**Written problem:**
Search the data for the word "that" and copy every line where it occurs.

─── Data in this exercise

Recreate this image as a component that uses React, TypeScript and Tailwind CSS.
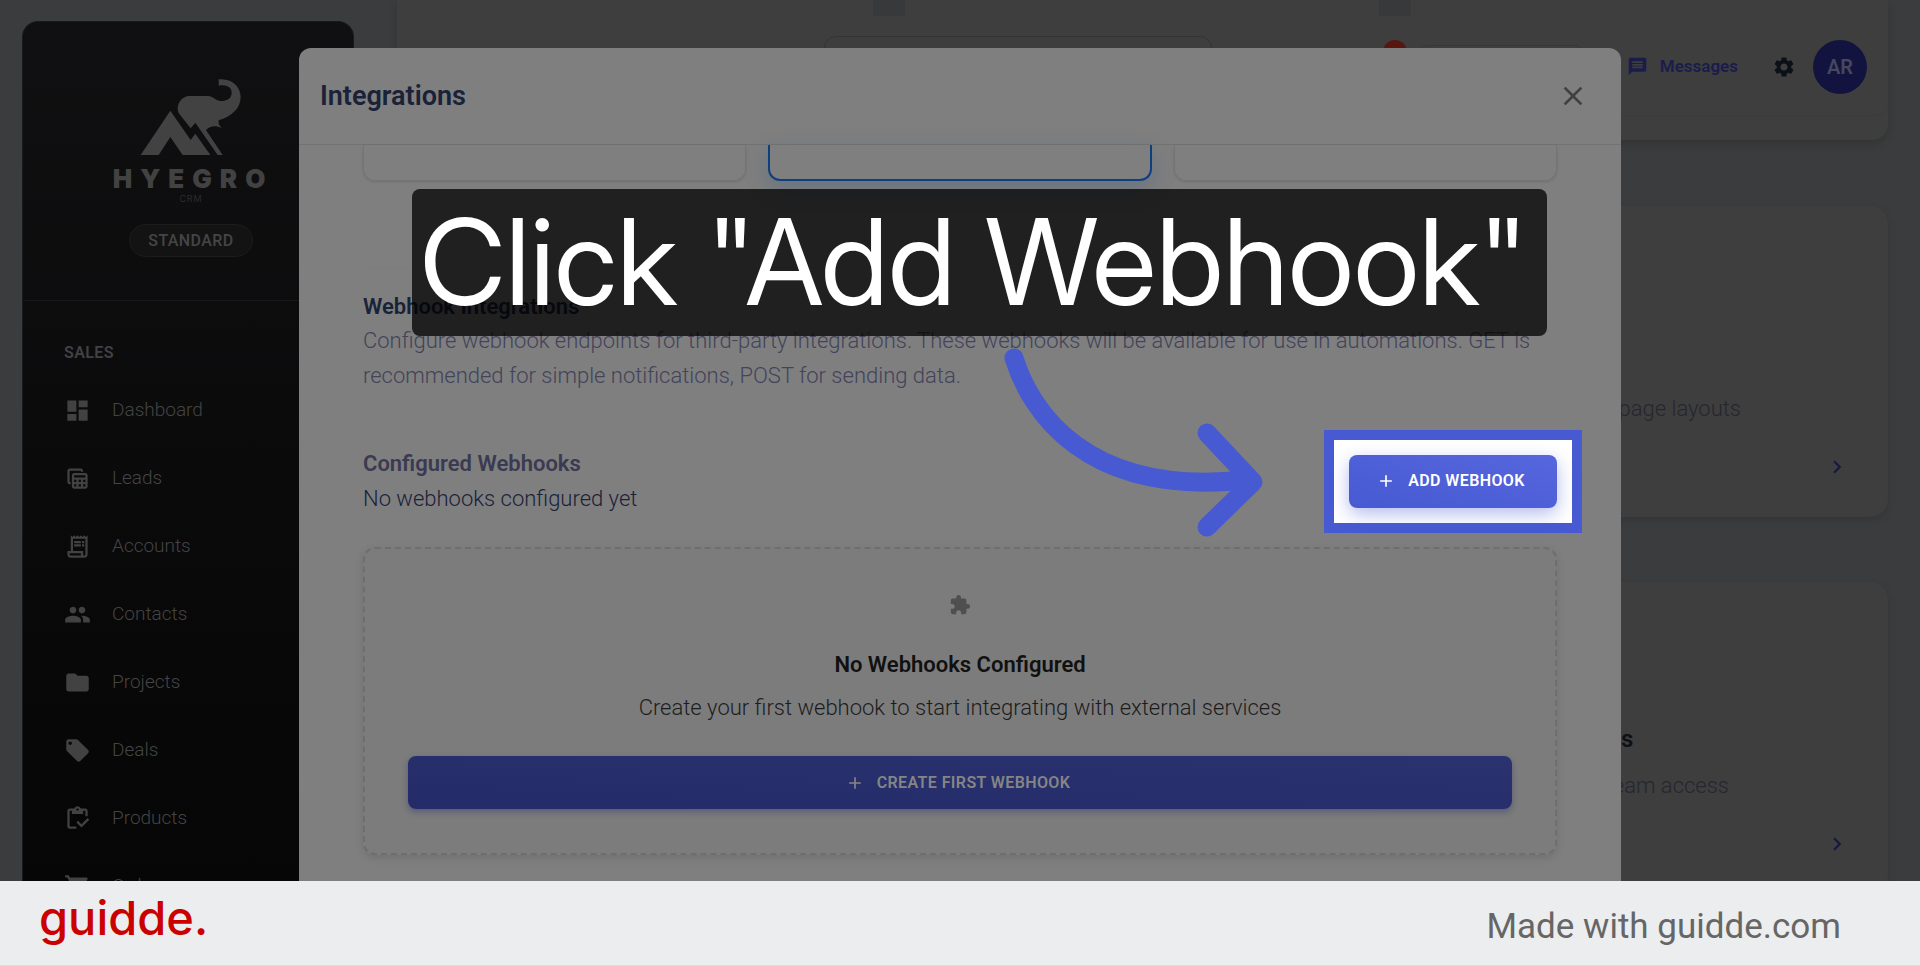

──────
─── Data in this exercise

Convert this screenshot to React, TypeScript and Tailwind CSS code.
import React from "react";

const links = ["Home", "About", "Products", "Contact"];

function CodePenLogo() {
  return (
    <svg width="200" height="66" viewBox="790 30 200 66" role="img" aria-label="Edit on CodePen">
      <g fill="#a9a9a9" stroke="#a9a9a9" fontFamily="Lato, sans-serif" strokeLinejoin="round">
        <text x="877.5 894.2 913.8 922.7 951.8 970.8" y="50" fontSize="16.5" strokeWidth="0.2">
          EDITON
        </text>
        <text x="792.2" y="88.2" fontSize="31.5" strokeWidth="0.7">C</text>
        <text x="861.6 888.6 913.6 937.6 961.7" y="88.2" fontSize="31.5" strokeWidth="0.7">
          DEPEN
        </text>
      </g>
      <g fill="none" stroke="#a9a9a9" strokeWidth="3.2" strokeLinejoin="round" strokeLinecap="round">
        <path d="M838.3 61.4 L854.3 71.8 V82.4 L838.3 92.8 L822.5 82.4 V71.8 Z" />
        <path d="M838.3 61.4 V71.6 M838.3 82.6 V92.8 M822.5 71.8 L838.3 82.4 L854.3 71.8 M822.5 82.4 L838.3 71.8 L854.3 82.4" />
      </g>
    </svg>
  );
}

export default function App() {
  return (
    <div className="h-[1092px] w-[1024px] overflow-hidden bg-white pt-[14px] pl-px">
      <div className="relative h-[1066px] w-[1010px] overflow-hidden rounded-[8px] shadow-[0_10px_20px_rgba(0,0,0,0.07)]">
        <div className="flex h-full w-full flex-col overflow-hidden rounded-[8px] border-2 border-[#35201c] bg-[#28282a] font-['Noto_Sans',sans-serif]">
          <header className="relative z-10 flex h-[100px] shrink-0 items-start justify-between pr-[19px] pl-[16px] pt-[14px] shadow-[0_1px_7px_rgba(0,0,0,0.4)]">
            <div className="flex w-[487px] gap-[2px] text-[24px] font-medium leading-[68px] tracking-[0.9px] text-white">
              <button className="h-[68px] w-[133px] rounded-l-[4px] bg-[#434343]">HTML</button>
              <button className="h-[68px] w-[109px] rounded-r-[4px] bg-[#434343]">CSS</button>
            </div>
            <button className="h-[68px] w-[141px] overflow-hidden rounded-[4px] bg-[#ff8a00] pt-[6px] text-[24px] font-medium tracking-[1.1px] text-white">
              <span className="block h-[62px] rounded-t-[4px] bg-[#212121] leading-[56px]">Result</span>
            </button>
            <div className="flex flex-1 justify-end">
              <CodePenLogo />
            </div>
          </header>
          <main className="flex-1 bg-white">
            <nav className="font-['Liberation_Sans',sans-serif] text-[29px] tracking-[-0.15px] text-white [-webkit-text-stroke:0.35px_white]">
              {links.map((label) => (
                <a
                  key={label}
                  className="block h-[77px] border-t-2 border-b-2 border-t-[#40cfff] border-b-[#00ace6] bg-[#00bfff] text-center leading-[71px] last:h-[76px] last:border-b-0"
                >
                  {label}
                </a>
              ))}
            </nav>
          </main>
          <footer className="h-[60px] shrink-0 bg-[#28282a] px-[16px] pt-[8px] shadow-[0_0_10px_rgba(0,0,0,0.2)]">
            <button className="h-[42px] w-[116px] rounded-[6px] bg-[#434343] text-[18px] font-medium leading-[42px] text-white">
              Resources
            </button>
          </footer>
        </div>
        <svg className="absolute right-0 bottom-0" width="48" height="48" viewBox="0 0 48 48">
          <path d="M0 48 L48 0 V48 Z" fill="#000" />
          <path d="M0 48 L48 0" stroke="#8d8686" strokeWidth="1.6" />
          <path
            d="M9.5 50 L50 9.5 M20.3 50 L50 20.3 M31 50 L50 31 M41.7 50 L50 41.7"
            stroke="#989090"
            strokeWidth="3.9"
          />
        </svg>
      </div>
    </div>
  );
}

──────
─── Data in this exercise

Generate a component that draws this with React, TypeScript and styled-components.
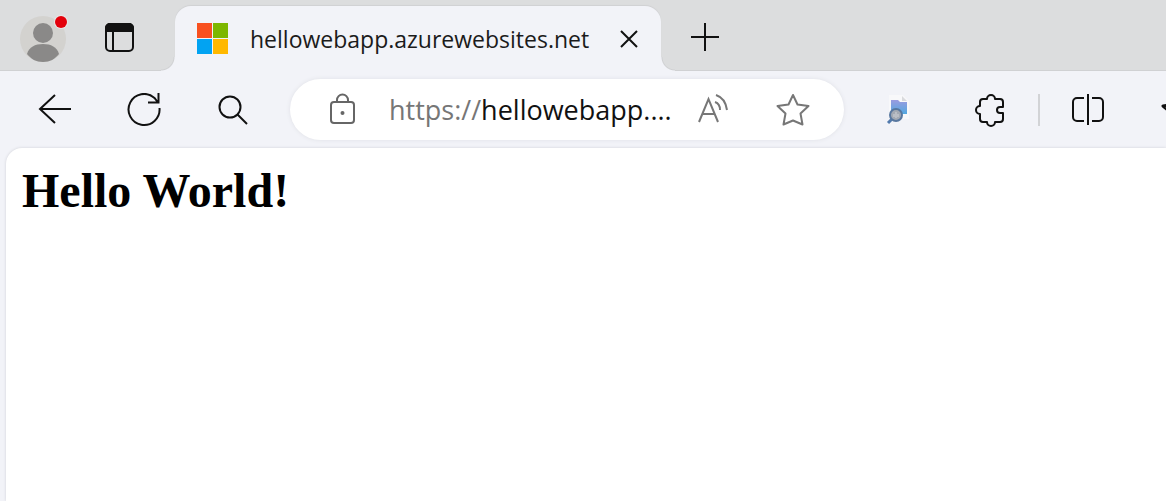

──────

**Written reply:**
Recreate this image as a component that uses React, TypeScript and Tailwind CSS.
Generate a component that draws this with React, TypeScript and styled-components.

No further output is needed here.